-- begin RECORDED INFORMATION --

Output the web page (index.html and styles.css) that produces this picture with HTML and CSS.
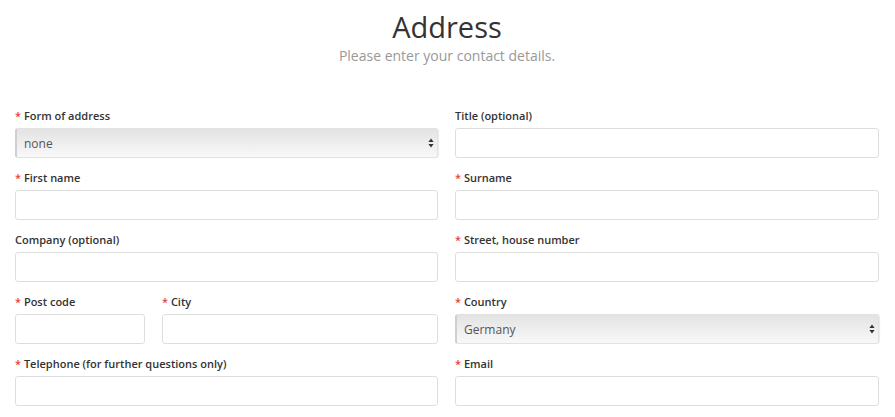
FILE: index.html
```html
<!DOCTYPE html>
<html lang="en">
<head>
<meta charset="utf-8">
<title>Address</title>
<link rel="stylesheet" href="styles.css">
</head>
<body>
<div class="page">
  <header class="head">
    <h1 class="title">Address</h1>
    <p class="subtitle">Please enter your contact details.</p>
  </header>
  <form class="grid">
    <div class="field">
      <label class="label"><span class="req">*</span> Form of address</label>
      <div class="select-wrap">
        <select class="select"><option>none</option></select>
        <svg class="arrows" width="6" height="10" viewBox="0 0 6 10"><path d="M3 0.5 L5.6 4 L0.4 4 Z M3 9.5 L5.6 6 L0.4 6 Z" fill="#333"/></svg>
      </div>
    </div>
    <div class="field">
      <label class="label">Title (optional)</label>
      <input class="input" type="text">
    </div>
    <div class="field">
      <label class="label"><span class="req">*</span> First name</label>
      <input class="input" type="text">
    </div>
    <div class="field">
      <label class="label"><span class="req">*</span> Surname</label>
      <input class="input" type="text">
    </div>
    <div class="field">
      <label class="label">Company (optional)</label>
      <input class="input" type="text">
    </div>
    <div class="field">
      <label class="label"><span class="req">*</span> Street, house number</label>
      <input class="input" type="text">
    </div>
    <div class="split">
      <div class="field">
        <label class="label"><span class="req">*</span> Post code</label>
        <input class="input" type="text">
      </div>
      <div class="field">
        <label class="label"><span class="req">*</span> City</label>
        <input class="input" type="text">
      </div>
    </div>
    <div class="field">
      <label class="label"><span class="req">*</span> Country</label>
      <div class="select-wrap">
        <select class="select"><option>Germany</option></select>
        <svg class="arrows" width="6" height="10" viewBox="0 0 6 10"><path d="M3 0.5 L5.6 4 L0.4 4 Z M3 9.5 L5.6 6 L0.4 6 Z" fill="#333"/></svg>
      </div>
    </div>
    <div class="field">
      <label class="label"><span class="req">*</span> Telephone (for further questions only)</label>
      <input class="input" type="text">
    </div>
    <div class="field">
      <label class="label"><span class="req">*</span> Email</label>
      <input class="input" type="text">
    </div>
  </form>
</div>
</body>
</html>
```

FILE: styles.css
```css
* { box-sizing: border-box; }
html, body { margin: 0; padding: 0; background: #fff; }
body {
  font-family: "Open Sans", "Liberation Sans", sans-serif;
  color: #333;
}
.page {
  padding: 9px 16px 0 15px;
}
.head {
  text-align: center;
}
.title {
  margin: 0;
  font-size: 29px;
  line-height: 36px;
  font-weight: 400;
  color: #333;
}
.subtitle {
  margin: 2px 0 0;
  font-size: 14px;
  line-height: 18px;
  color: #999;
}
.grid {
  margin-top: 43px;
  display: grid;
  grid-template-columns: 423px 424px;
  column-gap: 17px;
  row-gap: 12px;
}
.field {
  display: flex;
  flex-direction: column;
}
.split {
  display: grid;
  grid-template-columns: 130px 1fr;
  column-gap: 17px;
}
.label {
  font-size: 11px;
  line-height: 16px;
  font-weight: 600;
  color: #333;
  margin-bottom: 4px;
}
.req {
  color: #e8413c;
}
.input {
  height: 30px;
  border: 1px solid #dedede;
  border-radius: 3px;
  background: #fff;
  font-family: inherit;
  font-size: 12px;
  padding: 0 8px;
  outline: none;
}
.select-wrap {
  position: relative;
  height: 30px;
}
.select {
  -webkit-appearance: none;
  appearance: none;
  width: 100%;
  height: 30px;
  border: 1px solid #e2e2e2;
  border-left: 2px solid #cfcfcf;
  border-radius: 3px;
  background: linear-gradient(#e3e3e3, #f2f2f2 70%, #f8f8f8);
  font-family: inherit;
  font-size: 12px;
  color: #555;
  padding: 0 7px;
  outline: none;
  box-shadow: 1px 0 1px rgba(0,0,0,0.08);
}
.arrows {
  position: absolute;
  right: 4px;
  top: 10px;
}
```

-- end RECORDED INFORMATION --

### WRITTEN REQUEST:
Reproduce the whole listing above word for word, but not its pictures.

### EXERCISE OUTPUT:
Output the web page (index.html and styles.css) that produces this picture with HTML and CSS.
FILE: index.html
```html
<!DOCTYPE html>
<html lang="en">
<head>
<meta charset="utf-8">
<title>Address</title>
<link rel="stylesheet" href="styles.css">
</head>
<body>
<div class="page">
  <header class="head">
    <h1 class="title">Address</h1>
    <p class="subtitle">Please enter your contact details.</p>
  </header>
  <form class="grid">
    <div class="field">
      <label class="label"><span class="req">*</span> Form of address</label>
      <div class="select-wrap">
        <select class="select"><option>none</option></select>
        <svg class="arrows" width="6" height="10" viewBox="0 0 6 10"><path d="M3 0.5 L5.6 4 L0.4 4 Z M3 9.5 L5.6 6 L0.4 6 Z" fill="#333"/></svg>
      </div>
    </div>
    <div class="field">
      <label class="label">Title (optional)</label>
      <input class="input" type="text">
    </div>
    <div class="field">
      <label class="label"><span class="req">*</span> First name</label>
      <input class="input" type="text">
    </div>
    <div class="field">
      <label class="label"><span class="req">*</span> Surname</label>
      <input class="input" type="text">
    </div>
    <div class="field">
      <label class="label">Company (optional)</label>
      <input class="input" type="text">
    </div>
    <div class="field">
      <label class="label"><span class="req">*</span> Street, house number</label>
      <input class="input" type="text">
    </div>
    <div class="split">
      <div class="field">
        <label class="label"><span class="req">*</span> Post code</label>
        <input class="input" type="text">
      </div>
      <div class="field">
        <label class="label"><span class="req">*</span> City</label>
        <input class="input" type="text">
      </div>
    </div>
    <div class="field">
      <label class="label"><span class="req">*</span> Country</label>
      <div class="select-wrap">
        <select class="select"><option>Germany</option></select>
        <svg class="arrows" width="6" height="10" viewBox="0 0 6 10"><path d="M3 0.5 L5.6 4 L0.4 4 Z M3 9.5 L5.6 6 L0.4 6 Z" fill="#333"/></svg>
      </div>
    </div>
    <div class="field">
      <label class="label"><span class="req">*</span> Telephone (for further questions only)</label>
      <input class="input" type="text">
    </div>
    <div class="field">
      <label class="label"><span class="req">*</span> Email</label>
      <input class="input" type="text">
    </div>
  </form>
</div>
</body>
</html>
```

FILE: styles.css
```css
* { box-sizing: border-box; }
html, body { margin: 0; padding: 0; background: #fff; }
body {
  font-family: "Open Sans", "Liberation Sans", sans-serif;
  color: #333;
}
.page {
  padding: 9px 16px 0 15px;
}
.head {
  text-align: center;
}
.title {
  margin: 0;
  font-size: 29px;
  line-height: 36px;
  font-weight: 400;
  color: #333;
}
.subtitle {
  margin: 2px 0 0;
  font-size: 14px;
  line-height: 18px;
  color: #999;
}
.grid {
  margin-top: 43px;
  display: grid;
  grid-template-columns: 423px 424px;
  column-gap: 17px;
  row-gap: 12px;
}
.field {
  display: flex;
  flex-direction: column;
}
.split {
  display: grid;
  grid-template-columns: 130px 1fr;
  column-gap: 17px;
}
.label {
  font-size: 11px;
  line-height: 16px;
  font-weight: 600;
  color: #333;
  margin-bottom: 4px;
}
.req {
  color: #e8413c;
}
.input {
  height: 30px;
  border: 1px solid #dedede;
  border-radius: 3px;
  background: #fff;
  font-family: inherit;
  font-size: 12px;
  padding: 0 8px;
  outline: none;
}
.select-wrap {
  position: relative;
  height: 30px;
}
.select {
  -webkit-appearance: none;
  appearance: none;
  width: 100%;
  height: 30px;
  border: 1px solid #e2e2e2;
  border-left: 2px solid #cfcfcf;
  border-radius: 3px;
  background: linear-gradient(#e3e3e3, #f2f2f2 70%, #f8f8f8);
  font-family: inherit;
  font-size: 12px;
  color: #555;
  padding: 0 7px;
  outline: none;
  box-shadow: 1px 0 1px rgba(0,0,0,0.08);
}
.arrows {
  position: absolute;
  right: 4px;
  top: 10px;
}
```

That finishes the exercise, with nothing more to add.